In Wanted, part of McAvoy's storyline revolves around an absent father, which prompts an obvious connection.

The actor himself, however, is unwilling to explore the link. McAvoy has always retained a certain reticence, insisting that his private life is "boring", and the strategy has worked well thus far - his 2006 marriage to Shameless co-star Anne-Marie Duff, for example, passed with barely a tabloid whisper.

Talk of his own father is quickly dismissed. "It's boring. I don't want to talk about it," he says. "This film is an entertaining diversion. I'm not going to pretend that I dredge the depths of my soul to play the guy. It was Angelina who said to me a couple of times, 'If you make an action film and don't enjoy doing it there's no point in doing it. You can't treat yourself too seriously.' And she's totally right."

If the rumours are to be believed, McAvoy will soon be enjoying himself in Guillermo Del Toro's eagerly awaited adaptation of The Hobbit. The Pan's Labyrinth director says he already has a good idea of who he wants to play Bilbo Baggins, although McAvoy insists that he has not spoken to anyone about the part.

"I promise you, I'm being 100 per cent truthful when I say that it's all just internet nonsense," he says. "Neither Peter Jackson nor Guillermo Del Toro has been in touch."

If the producer and director want to tempt him, the location could prove tantalising bait. The mountain-loving Scot might be persuaded to return to New Zealand, where he shot 2005's The Chronicles of Narnia. After all, out there, he could indulge his passion for hiking - and maybe contemplate his "dream job", that of park ranger?

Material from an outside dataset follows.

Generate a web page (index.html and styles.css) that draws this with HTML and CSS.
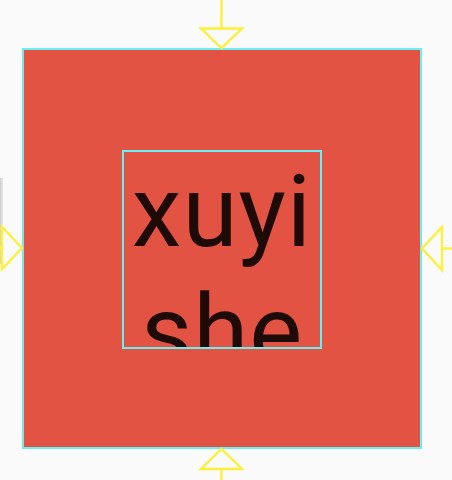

"It's funny you should mention that," he laughs. "I thought about it when I was last in New Zealand, hiking up a mountain. I'd not taken my pots and pans, so I couldn't eat anything. Luckily I happened on this park ranger who happened to be living a mile down the hill in this little hut. It turned out he was from Birmingham and had to go and live all the way out there just to find a vacancy.

"So I think I'll stick with what I'm doing just now. It seems to be going OK."